Stored data:
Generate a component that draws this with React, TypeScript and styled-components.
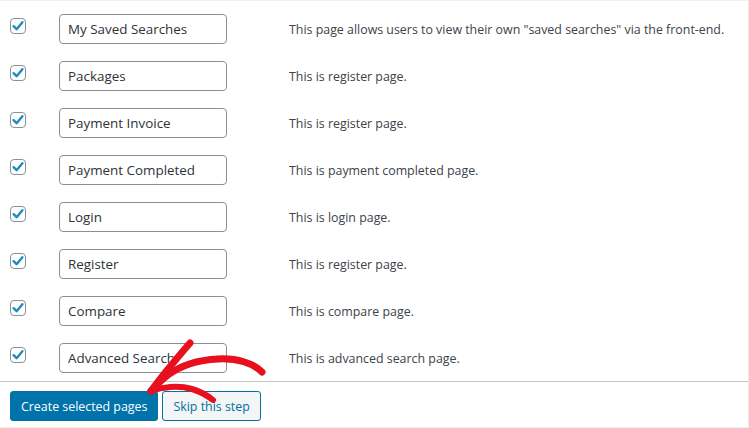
import styled, { createGlobalStyle } from 'styled-components';

const GlobalStyle = createGlobalStyle`
  html, body {
    margin: 0;
    padding: 0;
    background: #ffffff;
  }
  body {
    font-family: "Open Sans", "Noto Sans", sans-serif;
    color: #3c434a;
  }
`;

const Panel = styled.div`
  position: relative;
  box-sizing: border-box;
  width: 749px;
  height: 428px;
  border-top: 1px solid #f0f0f1;
  border-right: 1px solid #ebebeb;
  border-bottom: 1px solid #f0f0f1;
  background: #ffffff;
  display: flex;
  flex-direction: column;
  overflow: hidden;
`;

const Rows = styled.div`
  padding-top: 4px;
  height: 381px;
  box-sizing: border-box;
  border-bottom: 1px solid #c3c4c7;
`;

const Row = styled.div`
  display: grid;
  grid-template-columns: 59px 230px 1fr;
  align-items: start;
  height: 47px;
`;

const CheckCell = styled.div`
  padding: 13px 0 0 10px;
`;

const CheckBox = styled.span`
  display: flex;
  align-items: center;
  justify-content: center;
  box-sizing: border-box;
  width: 16px;
  height: 16px;
  border: 1px solid #8c8f94;
  border-radius: 4px;
  background: #ffffff;
`;

const TitleInput = styled.input`
  box-sizing: border-box;
  margin-top: 9px;
  width: 168px;
  height: 30px;
  padding: 0 8px;
  border: 1px solid #8c8f94;
  border-radius: 4px;
  font-family: "Open Sans", "Noto Sans", sans-serif;
  font-size: 13.4px;
  color: #2c3338;
  background: #ffffff;
  outline: none;
`;

const Description = styled.div`
  margin-top: 16px;
  font-size: 12.4px;
  line-height: 18px;
  color: #3c434a;
  white-space: nowrap;
`;

const Footer = styled.div`
  display: flex;
  gap: 4px;
  padding: 9px 0 0 10px;
`;

const Button = styled.button<{ $primary?: boolean }>`
  box-sizing: border-box;
  height: 30px;
  padding: 0 10px;
  border-radius: 3px;
  border: 1px solid #0071a1;
  background: ${(p) => (p.$primary ? '#0073aa' : '#f3f5f6')};
  color: ${(p) => (p.$primary ? '#ffffff' : '#0071a1')};
  font-family: "Open Sans", "Noto Sans", sans-serif;
  font-size: 12.4px;
  cursor: pointer;
`;

// hand-drawn red arrow pointing at the primary button
const Arrow = styled.svg`
  position: absolute;
  left: 0;
  top: 0;
  pointer-events: none;
`;

const pages = [
  ['My Saved Searches', 'This page allows users to view their own "saved searches" via the front-end.'],
  ['Packages', 'This is register page.'],
  ['Payment Invoice', 'This is register page.'],
  ['Payment Completed', 'This is payment completed page.'],
  ['Login', 'This is login page.'],
  ['Register', 'This is register page.'],
  ['Compare', 'This is compare page.'],
  ['Advanced Search', 'This is advanced search page.'],
];

function Check() {
  return (
    <CheckBox>
      <svg width="14" height="14" viewBox="0 0 14 14">
        <path d="M2.6 7.2 L5.6 10.2 L11.4 3.2" fill="none" stroke="#1e8cbe" strokeWidth="2.4" strokeLinecap="round" strokeLinejoin="round" />
      </svg>
    </CheckBox>
  );
}

export default function App() {
  return (
    <>
      <GlobalStyle />
      <Panel>
        <Rows>
          {pages.map(([title, desc]) => (
            <Row key={title}>
              <CheckCell>
                <Check />
              </CheckCell>
              <div>
                <TitleInput defaultValue={title} />
              </div>
              <Description>{desc}</Description>
            </Row>
          ))}
        </Rows>
        <Footer>
          <Button $primary>Create selected pages</Button>
          <Button>Skip this step</Button>
        </Footer>
        <Arrow width="749" height="428" viewBox="0 0 749 428">
          <g fill="none" stroke="#e8101e" strokeLinecap="round" strokeLinejoin="round">
            <path d="M262 371 C253 362 237 357 218 358 C198 359 180 365 168 374 C160 380 155 386 151 390" strokeWidth="7" />
            <path d="M190 342 C178 356 165 371 151 390" strokeWidth="7" />
            <path d="M151 390 C162 386 178 384 192 388 C202 391 208 395 213 399" strokeWidth="6" />
          </g>
        </Arrow>
      </Panel>
    </>
  );
}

Request: Return each line of the data, keeping its wording exact and omitting pictures.

Exercise solution:
Generate a component that draws this with React, TypeScript and styled-components.
import styled, { createGlobalStyle } from 'styled-components';

const GlobalStyle = createGlobalStyle`
  html, body {
    margin: 0;
    padding: 0;
    background: #ffffff;
  }
  body {
    font-family: "Open Sans", "Noto Sans", sans-serif;
    color: #3c434a;
  }
`;

const Panel = styled.div`
  position: relative;
  box-sizing: border-box;
  width: 749px;
  height: 428px;
  border-top: 1px solid #f0f0f1;
  border-right: 1px solid #ebebeb;
  border-bottom: 1px solid #f0f0f1;
  background: #ffffff;
  display: flex;
  flex-direction: column;
  overflow: hidden;
`;

const Rows = styled.div`
  padding-top: 4px;
  height: 381px;
  box-sizing: border-box;
  border-bottom: 1px solid #c3c4c7;
`;

const Row = styled.div`
  display: grid;
  grid-template-columns: 59px 230px 1fr;
  align-items: start;
  height: 47px;
`;

const CheckCell = styled.div`
  padding: 13px 0 0 10px;
`;

const CheckBox = styled.span`
  display: flex;
  align-items: center;
  justify-content: center;
  box-sizing: border-box;
  width: 16px;
  height: 16px;
  border: 1px solid #8c8f94;
  border-radius: 4px;
  background: #ffffff;
`;

const TitleInput = styled.input`
  box-sizing: border-box;
  margin-top: 9px;
  width: 168px;
  height: 30px;
  padding: 0 8px;
  border: 1px solid #8c8f94;
  border-radius: 4px;
  font-family: "Open Sans", "Noto Sans", sans-serif;
  font-size: 13.4px;
  color: #2c3338;
  background: #ffffff;
  outline: none;
`;

const Description = styled.div`
  margin-top: 16px;
  font-size: 12.4px;
  line-height: 18px;
  color: #3c434a;
  white-space: nowrap;
`;

const Footer = styled.div`
  display: flex;
  gap: 4px;
  padding: 9px 0 0 10px;
`;

const Button = styled.button<{ $primary?: boolean }>`
  box-sizing: border-box;
  height: 30px;
  padding: 0 10px;
  border-radius: 3px;
  border: 1px solid #0071a1;
  background: ${(p) => (p.$primary ? '#0073aa' : '#f3f5f6')};
  color: ${(p) => (p.$primary ? '#ffffff' : '#0071a1')};
  font-family: "Open Sans", "Noto Sans", sans-serif;
  font-size: 12.4px;
  cursor: pointer;
`;

// hand-drawn red arrow pointing at the primary button
const Arrow = styled.svg`
  position: absolute;
  left: 0;
  top: 0;
  pointer-events: none;
`;

const pages = [
  ['My Saved Searches', 'This page allows users to view their own "saved searches" via the front-end.'],
  ['Packages', 'This is register page.'],
  ['Payment Invoice', 'This is register page.'],
  ['Payment Completed', 'This is payment completed page.'],
  ['Login', 'This is login page.'],
  ['Register', 'This is register page.'],
  ['Compare', 'This is compare page.'],
  ['Advanced Search', 'This is advanced search page.'],
];

function Check() {
  return (
    <CheckBox>
      <svg width="14" height="14" viewBox="0 0 14 14">
        <path d="M2.6 7.2 L5.6 10.2 L11.4 3.2" fill="none" stroke="#1e8cbe" strokeWidth="2.4" strokeLinecap="round" strokeLinejoin="round" />
      </svg>
    </CheckBox>
  );
}

export default function App() {
  return (
    <>
      <GlobalStyle />
      <Panel>
        <Rows>
          {pages.map(([title, desc]) => (
            <Row key={title}>
              <CheckCell>
                <Check />
              </CheckCell>
              <div>
                <TitleInput defaultValue={title} />
              </div>
              <Description>{desc}</Description>
            </Row>
          ))}
        </Rows>
        <Footer>
          <Button $primary>Create selected pages</Button>
          <Button>Skip this step</Button>
        </Footer>
        <Arrow width="749" height="428" viewBox="0 0 749 428">
          <g fill="none" stroke="#e8101e" strokeLinecap="round" strokeLinejoin="round">
            <path d="M262 371 C253 362 237 357 218 358 C198 359 180 365 168 374 C160 380 155 386 151 390" strokeWidth="7" />
            <path d="M190 342 C178 356 165 371 151 390" strokeWidth="7" />
            <path d="M151 390 C162 386 178 384 192 388 C202 391 208 395 213 399" strokeWidth="6" />
          </g>
        </Arrow>
      </Panel>
    </>
  );
}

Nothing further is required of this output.